* [What you are asked to do] Transcribe every line exactly. Leave the pictures behind.

* [Given information]
##############################
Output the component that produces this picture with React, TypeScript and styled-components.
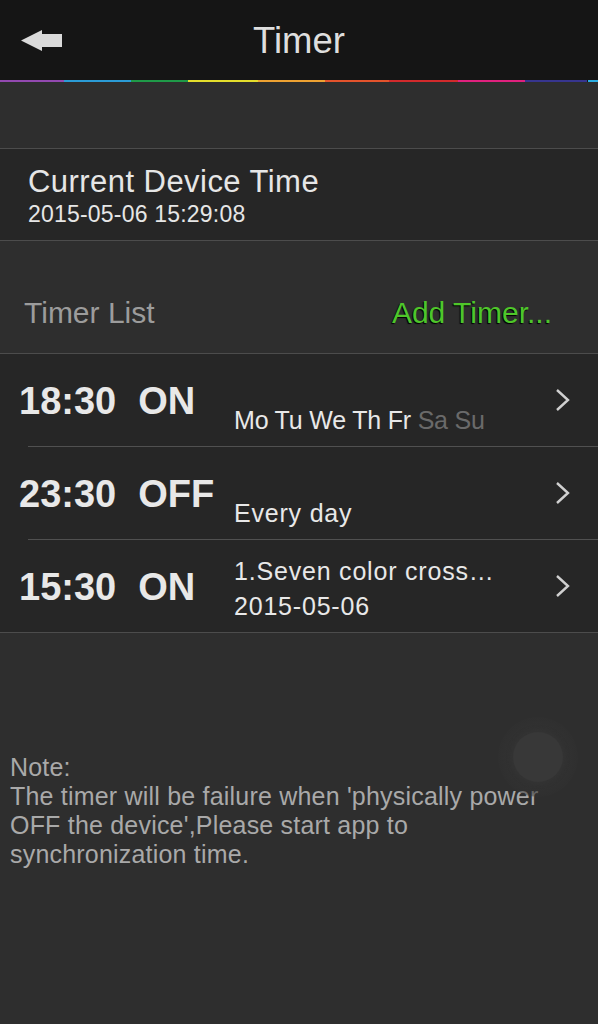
import React from "react";
import styled, { createGlobalStyle } from "styled-components";

const Global = createGlobalStyle`
  html, body { margin: 0; padding: 0; background: #2e2e2e; }
  body { font-family: "Liberation Sans", Arial, sans-serif; -webkit-font-smoothing: antialiased; }
  #root { min-height: 1024px; background: #2e2e2e; }
`;

const Page = styled.div`
  position: relative;
  width: 598px;
  min-height: 1024px;
  background: #2e2e2e;
  overflow: hidden;
`;

const Header = styled.header`
  height: 80px;
  background: #151515;
  display: grid;
  grid-template-columns: 1fr auto 1fr;
  align-items: center;
`;

const BackButton = styled.div`
  padding-left: 21px;
  display: flex;
  align-items: center;
  height: 100%;
  padding-top: 1px;
`;

const Title = styled.h1`
  margin: 0;
  font-weight: 400;
  font-size: 36.5px;
  color: #dedede;
  line-height: 1;
  padding-top: 3px;
`;

const ColorBar = styled.div`
  display: flex;
  height: 2px;
`;

const Segment = styled.div<{ $w: number; $c: string }>`
  width: ${(p) => p.$w}px;
  background: ${(p) => p.$c};
  flex: none;
`;

const Spacer = styled.div<{ $h: number }>`
  height: ${(p) => p.$h}px;
`;

const DeviceSection = styled.section`
  border-top: 1px solid #4c4c4c;
  border-bottom: 1px solid #4c4c4c;
  background: #262626;
  height: 91px;
  padding-left: 28px;
  display: flex;
  flex-direction: column;
  justify-content: center;
`;

const DeviceTitle = styled.div`
  font-size: 31px;
  letter-spacing: 0.45px;
  color: #e6e6e6;
  line-height: 34px;
  padding-top: 2px;
`;

const DeviceTime = styled.div`
  font-size: 23px;
  letter-spacing: 0.2px;
  color: #e6e6e6;
  line-height: 26px;
  margin-top: 2px;
`;

const ListHeader = styled.div`
  height: 112px;
  display: flex;
  align-items: flex-end;
  justify-content: space-between;
  padding: 0 46px 23px 24px;
  box-sizing: border-box;
`;

const ListLabel = styled.div`
  font-size: 30px;
  color: #9c9c9c;
  line-height: 34px;
`;

const AddLink = styled.div`
  font-size: 30px;
  color: #4fc62a;
  line-height: 34px;
  text-shadow: -1px 1px 1px #000;
`;

const List = styled.div`
  border-top: 1px solid #4c4c4c;
  border-bottom: 1px solid #4c4c4c;
  background: #262626;
`;

const Divider = styled.div`
  height: 1px;
  margin-left: 28px;
  background: #505050;
`;

const Row = styled.div`
  height: 92px;
  display: flex;
  align-items: center;
`;

const TimeBlock = styled.div`
  width: 215px;
  padding-left: 19px;
  flex: none;
  display: flex;
  gap: 22px;
  font-weight: 700;
  font-size: 38px;
  color: #e8e8e8;
  line-height: 1;
  padding-top: 2px;
`;

const Details = styled.div`
  flex: 1;
  display: flex;
  flex-direction: column;
  padding-top: 6px;
`;

const DetailLine = styled.div<{ $tight?: boolean }>`
  font-size: 25px;
  letter-spacing: ${(p) => (p.$tight ? "-0.2px" : "0.8px")};
  line-height: 35px;
  height: 35px;
  color: #e8e8e8;
  white-space: nowrap;
`;

const Off = styled.span`
  color: #6a6a6a;
`;

const Chevron = styled.div`
  width: 40px;
  margin-right: 27px;
  display: flex;
  justify-content: flex-end;
  align-items: center;
`;

const Note = styled.div`
  margin-top: 120px;
  padding-left: 10px;
  font-size: 25px;
  letter-spacing: 0.2px;
  line-height: 29px;
  color: #a9a9a9;
`;

const FloatingButton = styled.div`
  position: absolute;
  left: 498px;
  top: 717px;
  width: 80px;
  height: 80px;
  border-radius: 50%;
  background: radial-gradient(
    circle,
    rgba(52, 52, 52, 0.9) 0%,
    rgba(50, 50, 50, 0.7) 55%,
    rgba(48, 48, 48, 0.35) 75%,
    rgba(46, 46, 46, 0) 100%
  );
  display: flex;
  align-items: center;
  justify-content: center;
`;

const FloatingInner = styled.div`
  width: 50px;
  height: 50px;
  border-radius: 50%;
  background: #383838;
  box-shadow: 0 0 4px 2px #343434;
`;

const segments: [number, string][] = [
  [64, "#9349b0"],
  [67, "#2b9bd6"],
  [57, "#1f9a48"],
  [70, "#e4de2c"],
  [67, "#eea232"],
  [64, "#e4532c"],
  [69, "#d22a2c"],
  [67, "#e0217e"],
  [62, "#37358f"],
  [1, "#151515"],
  [10, "#2aade2"],
];

const ChevronIcon = () => (
  <svg width="16" height="24" viewBox="0 0 16 24">
    <polyline points="2,2 13,12 2,22" fill="none" stroke="#d0d0d0" strokeWidth="2.4" />
  </svg>
);

const BackArrow = () => (
  <svg width="42" height="22" viewBox="0 0 42 22">
    <polygon points="0,10.5 21,0 21,4 41,4 41,17 21,17 21,21" fill="#dadada" />
  </svg>
);

type Timer = {
  time: string;
  state: string;
  line1: React.ReactNode;
  line2: React.ReactNode;
  tight?: boolean;
};

const timers: Timer[] = [
  {
    time: "18:30",
    state: "ON",
    line1: "",
    line2: (
      <>
        Mo Tu We Th Fr <Off>Sa Su</Off>
      </>
    ),
    tight: true,
  },
  { time: "23:30", state: "OFF", line1: "", line2: "Every day" },
  { time: "15:30", state: "ON", line1: "1.Seven color cross…", line2: "2015-05-06" },
];

export default function App() {
  return (
    <Page>
      <Global />
      <Header>
        <BackButton>
          <BackArrow />
        </BackButton>
        <Title>Timer</Title>
        <div />
      </Header>
      <ColorBar>
        {segments.map(([w, c], i) => (
          <Segment key={i} $w={w} $c={c} />
        ))}
      </ColorBar>
      <Spacer $h={66} />
      <DeviceSection>
        <DeviceTitle>Current Device Time</DeviceTitle>
        <DeviceTime>2015-05-06 15:29:08</DeviceTime>
      </DeviceSection>
      <ListHeader>
        <ListLabel>Timer List</ListLabel>
        <AddLink>Add Timer...</AddLink>
      </ListHeader>
      <List>
        {timers.map((t, i) => (
          <React.Fragment key={i}>
            {i > 0 && <Divider />}
            <Row>
              <TimeBlock>
                <span>{t.time}</span>
                <span>{t.state}</span>
              </TimeBlock>
              <Details>
                <DetailLine>{t.line1}</DetailLine>
                <DetailLine $tight={t.tight}>{t.line2}</DetailLine>
              </Details>
              <Chevron>
                <ChevronIcon />
              </Chevron>
            </Row>
          </React.Fragment>
        ))}
      </List>
      <Note>
        Note:
        <br />
        The timer will be failure when 'physically power
        <br />
        OFF the device',Please start app to
        <br />
        synchronization time.
      </Note>
      <FloatingButton>
        <FloatingInner />
      </FloatingButton>
    </Page>
  );
}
##############################
* [Response]
Output the component that produces this picture with React, TypeScript and styled-components.
import React from "react";
import styled, { createGlobalStyle } from "styled-components";

const Global = createGlobalStyle`
  html, body { margin: 0; padding: 0; background: #2e2e2e; }
  body { font-family: "Liberation Sans", Arial, sans-serif; -webkit-font-smoothing: antialiased; }
  #root { min-height: 1024px; background: #2e2e2e; }
`;

const Page = styled.div`
  position: relative;
  width: 598px;
  min-height: 1024px;
  background: #2e2e2e;
  overflow: hidden;
`;

const Header = styled.header`
  height: 80px;
  background: #151515;
  display: grid;
  grid-template-columns: 1fr auto 1fr;
  align-items: center;
`;

const BackButton = styled.div`
  padding-left: 21px;
  display: flex;
  align-items: center;
  height: 100%;
  padding-top: 1px;
`;

const Title = styled.h1`
  margin: 0;
  font-weight: 400;
  font-size: 36.5px;
  color: #dedede;
  line-height: 1;
  padding-top: 3px;
`;

const ColorBar = styled.div`
  display: flex;
  height: 2px;
`;

const Segment = styled.div<{ $w: number; $c: string }>`
  width: ${(p) => p.$w}px;
  background: ${(p) => p.$c};
  flex: none;
`;

const Spacer = styled.div<{ $h: number }>`
  height: ${(p) => p.$h}px;
`;

const DeviceSection = styled.section`
  border-top: 1px solid #4c4c4c;
  border-bottom: 1px solid #4c4c4c;
  background: #262626;
  height: 91px;
  padding-left: 28px;
  display: flex;
  flex-direction: column;
  justify-content: center;
`;

const DeviceTitle = styled.div`
  font-size: 31px;
  letter-spacing: 0.45px;
  color: #e6e6e6;
  line-height: 34px;
  padding-top: 2px;
`;

const DeviceTime = styled.div`
  font-size: 23px;
  letter-spacing: 0.2px;
  color: #e6e6e6;
  line-height: 26px;
  margin-top: 2px;
`;

const ListHeader = styled.div`
  height: 112px;
  display: flex;
  align-items: flex-end;
  justify-content: space-between;
  padding: 0 46px 23px 24px;
  box-sizing: border-box;
`;

const ListLabel = styled.div`
  font-size: 30px;
  color: #9c9c9c;
  line-height: 34px;
`;

const AddLink = styled.div`
  font-size: 30px;
  color: #4fc62a;
  line-height: 34px;
  text-shadow: -1px 1px 1px #000;
`;

const List = styled.div`
  border-top: 1px solid #4c4c4c;
  border-bottom: 1px solid #4c4c4c;
  background: #262626;
`;

const Divider = styled.div`
  height: 1px;
  margin-left: 28px;
  background: #505050;
`;

const Row = styled.div`
  height: 92px;
  display: flex;
  align-items: center;
`;

const TimeBlock = styled.div`
  width: 215px;
  padding-left: 19px;
  flex: none;
  display: flex;
  gap: 22px;
  font-weight: 700;
  font-size: 38px;
  color: #e8e8e8;
  line-height: 1;
  padding-top: 2px;
`;

const Details = styled.div`
  flex: 1;
  display: flex;
  flex-direction: column;
  padding-top: 6px;
`;

const DetailLine = styled.div<{ $tight?: boolean }>`
  font-size: 25px;
  letter-spacing: ${(p) => (p.$tight ? "-0.2px" : "0.8px")};
  line-height: 35px;
  height: 35px;
  color: #e8e8e8;
  white-space: nowrap;
`;

const Off = styled.span`
  color: #6a6a6a;
`;

const Chevron = styled.div`
  width: 40px;
  margin-right: 27px;
  display: flex;
  justify-content: flex-end;
  align-items: center;
`;

const Note = styled.div`
  margin-top: 120px;
  padding-left: 10px;
  font-size: 25px;
  letter-spacing: 0.2px;
  line-height: 29px;
  color: #a9a9a9;
`;

const FloatingButton = styled.div`
  position: absolute;
  left: 498px;
  top: 717px;
  width: 80px;
  height: 80px;
  border-radius: 50%;
  background: radial-gradient(
    circle,
    rgba(52, 52, 52, 0.9) 0%,
    rgba(50, 50, 50, 0.7) 55%,
    rgba(48, 48, 48, 0.35) 75%,
    rgba(46, 46, 46, 0) 100%
  );
  display: flex;
  align-items: center;
  justify-content: center;
`;

const FloatingInner = styled.div`
  width: 50px;
  height: 50px;
  border-radius: 50%;
  background: #383838;
  box-shadow: 0 0 4px 2px #343434;
`;

const segments: [number, string][] = [
  [64, "#9349b0"],
  [67, "#2b9bd6"],
  [57, "#1f9a48"],
  [70, "#e4de2c"],
  [67, "#eea232"],
  [64, "#e4532c"],
  [69, "#d22a2c"],
  [67, "#e0217e"],
  [62, "#37358f"],
  [1, "#151515"],
  [10, "#2aade2"],
];

const ChevronIcon = () => (
  <svg width="16" height="24" viewBox="0 0 16 24">
    <polyline points="2,2 13,12 2,22" fill="none" stroke="#d0d0d0" strokeWidth="2.4" />
  </svg>
);

const BackArrow = () => (
  <svg width="42" height="22" viewBox="0 0 42 22">
    <polygon points="0,10.5 21,0 21,4 41,4 41,17 21,17 21,21" fill="#dadada" />
  </svg>
);

type Timer = {
  time: string;
  state: string;
  line1: React.ReactNode;
  line2: React.ReactNode;
  tight?: boolean;
};

const timers: Timer[] = [
  {
    time: "18:30",
    state: "ON",
    line1: "",
    line2: (
      <>
        Mo Tu We Th Fr <Off>Sa Su</Off>
      </>
    ),
    tight: true,
  },
  { time: "23:30", state: "OFF", line1: "", line2: "Every day" },
  { time: "15:30", state: "ON", line1: "1.Seven color cross…", line2: "2015-05-06" },
];

export default function App() {
  return (
    <Page>
      <Global />
      <Header>
        <BackButton>
          <BackArrow />
        </BackButton>
        <Title>Timer</Title>
        <div />
      </Header>
      <ColorBar>
        {segments.map(([w, c], i) => (
          <Segment key={i} $w={w} $c={c} />
        ))}
      </ColorBar>
      <Spacer $h={66} />
      <DeviceSection>
        <DeviceTitle>Current Device Time</DeviceTitle>
        <DeviceTime>2015-05-06 15:29:08</DeviceTime>
      </DeviceSection>
      <ListHeader>
        <ListLabel>Timer List</ListLabel>
        <AddLink>Add Timer...</AddLink>
      </ListHeader>
      <List>
        {timers.map((t, i) => (
          <React.Fragment key={i}>
            {i > 0 && <Divider />}
            <Row>
              <TimeBlock>
                <span>{t.time}</span>
                <span>{t.state}</span>
              </TimeBlock>
              <Details>
                <DetailLine>{t.line1}</DetailLine>
                <DetailLine $tight={t.tight}>{t.line2}</DetailLine>
              </Details>
              <Chevron>
                <ChevronIcon />
              </Chevron>
            </Row>
          </React.Fragment>
        ))}
      </List>
      <Note>
        Note:
        <br />
        The timer will be failure when 'physically power
        <br />
        OFF the device',Please start app to
        <br />
        synchronization time.
      </Note>
      <FloatingButton>
        <FloatingInner />
      </FloatingButton>
    </Page>
  );
}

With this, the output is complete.